Mais Eric Ardouin n’ignore pas la nature de la tâche qu’il s’est donnée, dans la droite lignée de la politique gouvernementale sur les services publics - au moins depuis la loi de 2019 sur la fonction publique que Jean-Luc Moudenc avait ardemment défendue. Ardouin voudrait faire tourner la fonction publique comme une entreprise, et il n’ignore pas qu’en tant que grand patron la tâche est avant tout de lutter contre l’organisation des travailleurs. Il n’ignore pas non plus que la doxa néolibérale qu’il cherche à appliquer doit servir avant tout à dégrader et alourdir les conditions de travail des fonctionnaires, en un mot porter un coup supplémentaire aux services publics pour justifier, au moyen du constat de leur « inaction à agir », de leur casse, l’horizon de leur privatisation.

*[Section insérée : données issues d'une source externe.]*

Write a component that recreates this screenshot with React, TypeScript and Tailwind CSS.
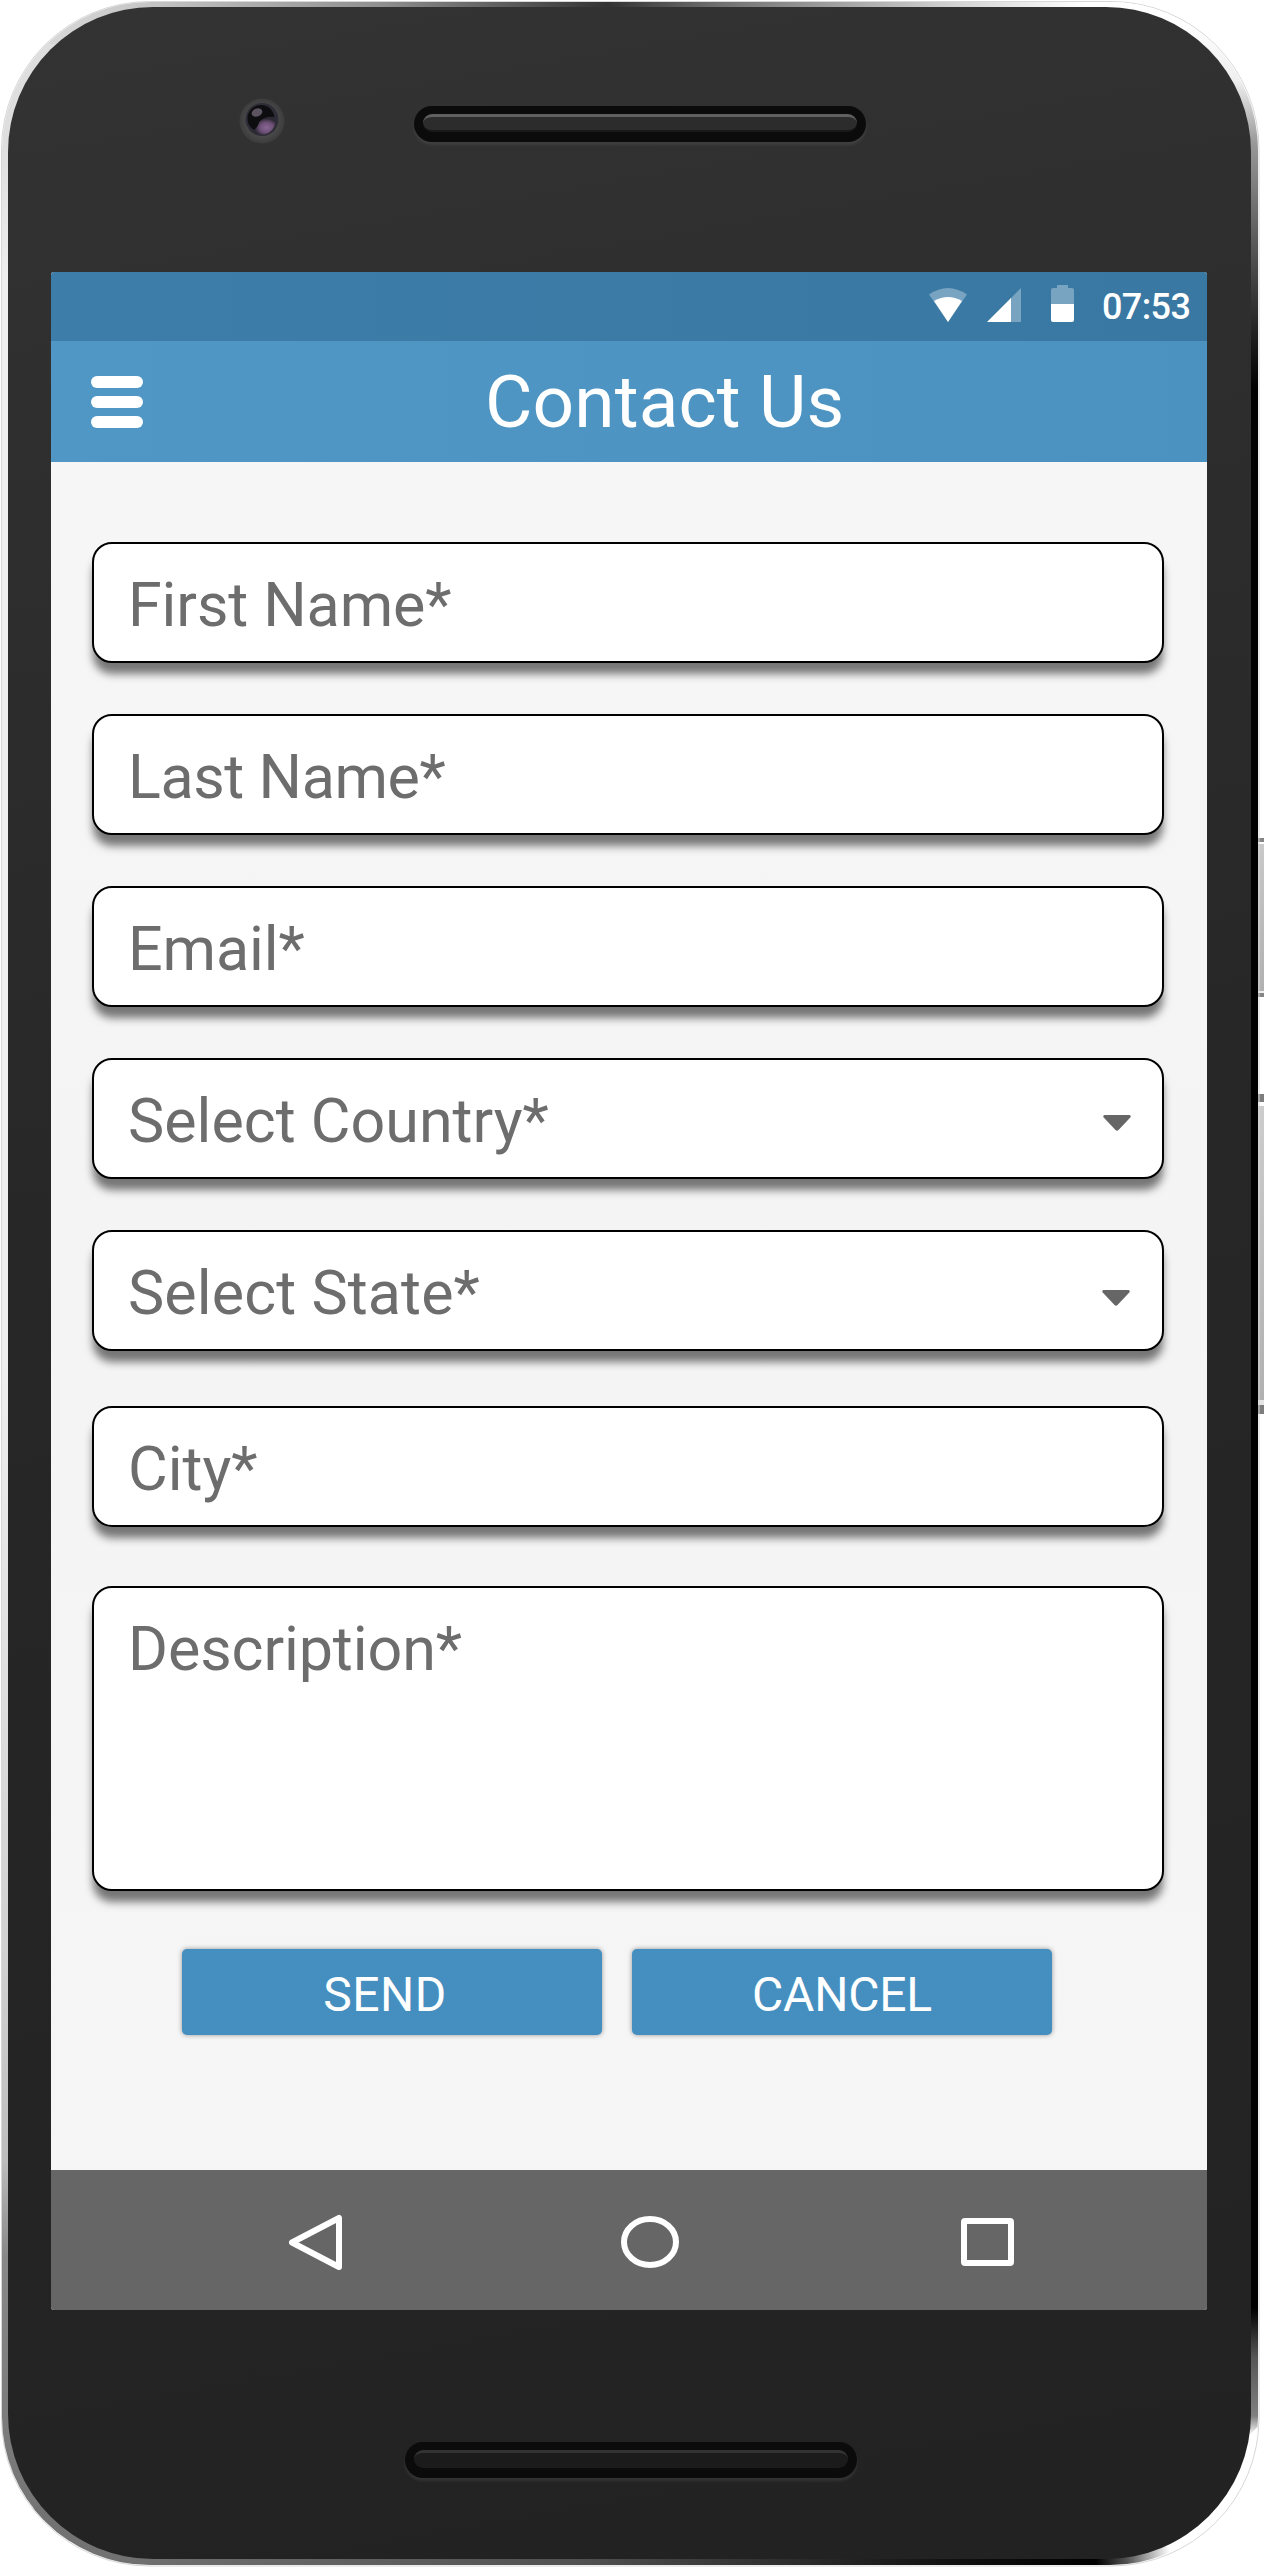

Pour commencer à ouvrir des parts de marché au privé pour tous ces métiers jugés improductifs, la Mairie n’hésitera pas à provoquer ce qui est déjà désigné comme un potentiel « France-Telecom bis » par un audit réalisé à propos des possibles conséquences de Proxima sur les agents. Quant à sa vision des agents, Eric Ardouin l’aurait, selon la CGT, lui même exprimée sans détour à l’occasion d’une réunion de cadres où il était interrogé sur le risque pour certains agents de ne pas avoir d’affectation : « à la fin du marché, quand on a vendu toutes les vaches, il reste les bouses ». Une expression qui a valeur d’avertissement quant au mépris auquel les agents toulousains devront faire face et auquel ils devront répondre dans l’unité la plus large pour enrayer cette attaque.